In my novel, the one sister’s neighbour is a Jew who is rounded up by the German army and sent off to a work camp. (I haven’t progressed far enough to know if she perished, as six million Jews did.) It reminded me of the situation facing many people in the U.S. today, as President Donald Trump has ordered the expulsion of many immigrants.
If they were, as Trump claims, thieves and murderers, I suspect most Americans would shrug and get on with life. But people are being deported who were students with permits to study at a U.S. university. One man had a court order allowing him to stay, but was arrested by Trump officials anyway and deported to El Salvador, where he will be held in jail with no trial. So are others, even though many came from Venezuela. Trump shrugs and says there’s nothing that can be done.
In other cases, women are being arrested and deported with their American-born children - though it’s against American law to deport American citizens. Trump apparently doesn’t care about the law. How could the courts be tied up with millions of cases, he asked in an interview, Sunday?
The Supreme Court had voted unanimously that Trump must obey the law, but Trump ignores them. In his first 100 days in office, there have been 250 court decisions against the actions of the Trump government. Trump wants to change the judges, complaining they are biased against him, though many were appointed by him or by previous Republican presidents.
Meanwhile he is attempting to fight universities like Harvard that won’t follow his orders. He’s attempting to not only cut off government funding, but even to revoke their ability to achieve independent funding that is tax-exempt.
With his pal Elon Musk manning the Department of Government Efficiency (DOGE), he has cut jobs for hundreds of thousands of government workers. As a result, many people who survive on pensions will see them cut.
He is disrupting the economy of the world because he likes tariffs. He has imposed tariffs on many countries including islands so small that no one lives there. Sometimes he has imposed tariffs, then backed off for a few months, but said he plans to impose the tariffs in the future. The tariffs have been as low as 10 per cent but he has hit China with 145 per cent tariffs.
As a result, the cost of living for Americans, many of whom voted for him because they thought the cost of groceries or housing was too high under Democratic President Joe Biden, is going to jump. The U.S. consumer pays for tariffs. The executives of major companies like Target are warning that shelves will soon be empty because prices for Chinese-produced goods are too high.

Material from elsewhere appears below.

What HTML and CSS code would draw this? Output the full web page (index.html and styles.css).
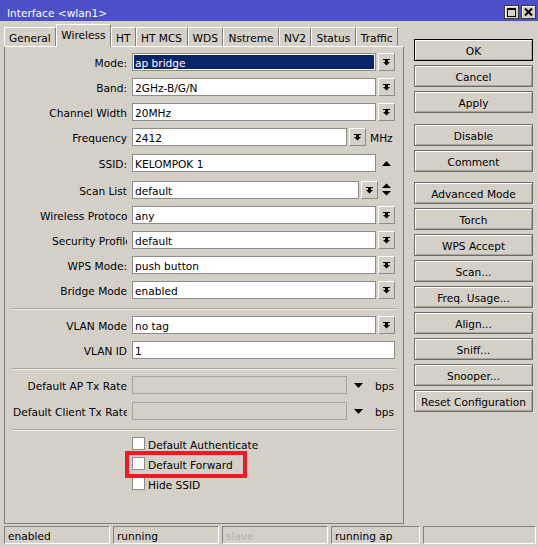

Meanwhile, Trump is hitting Canada and Mexico with 25 per cent tariffs on cars and parts for cars built in the U.S. Trump’s aim is to have only American-built cars, which might be accomplished years from now, but in the meantime, estimates say the cost of a typical car will increased by $4,000, when the full effect of the tariffs seeps through the system.
World War II enveloped much of the world because Adolf Hitler got greedy and invaded neighbours. So far, Donald Trump doesn’t seem so aggressive, but he has said he wants to take over Greenland, take back the Panama Canal and make Canada the 51st state of the U.S. - our whole, huge country. Who knows if, as his ambition and power accumulate, he may use America’s powerful armed forces to achieve his goals.
This column was written before our new Prime Minister Mark Carney met with Trump in Washington on Tuesday. Here’s hoping that as a veteran governor of the Bank of Canada and the Bank of England, he has gained the skills to deal with Trump.
It recalls memories of British leaders who met with Hitler in the 1930s and supposedly came away with agreements, only to have him change his mind and want more, finally leading to war when he demanded the right to invade Poland. Trump had already agreed to an updated North American Free Trade pact in his first term, but now claims it is unfair and must be renegotiated to give the U.S. what he wants it to have.
I have lived my long life mostly in peace, not counting smaller conflicts like Korea, Vietnam and Afghanistan. Here’s hoping that can continue, though the signs from the erratic U.S. President make one wonder if it will.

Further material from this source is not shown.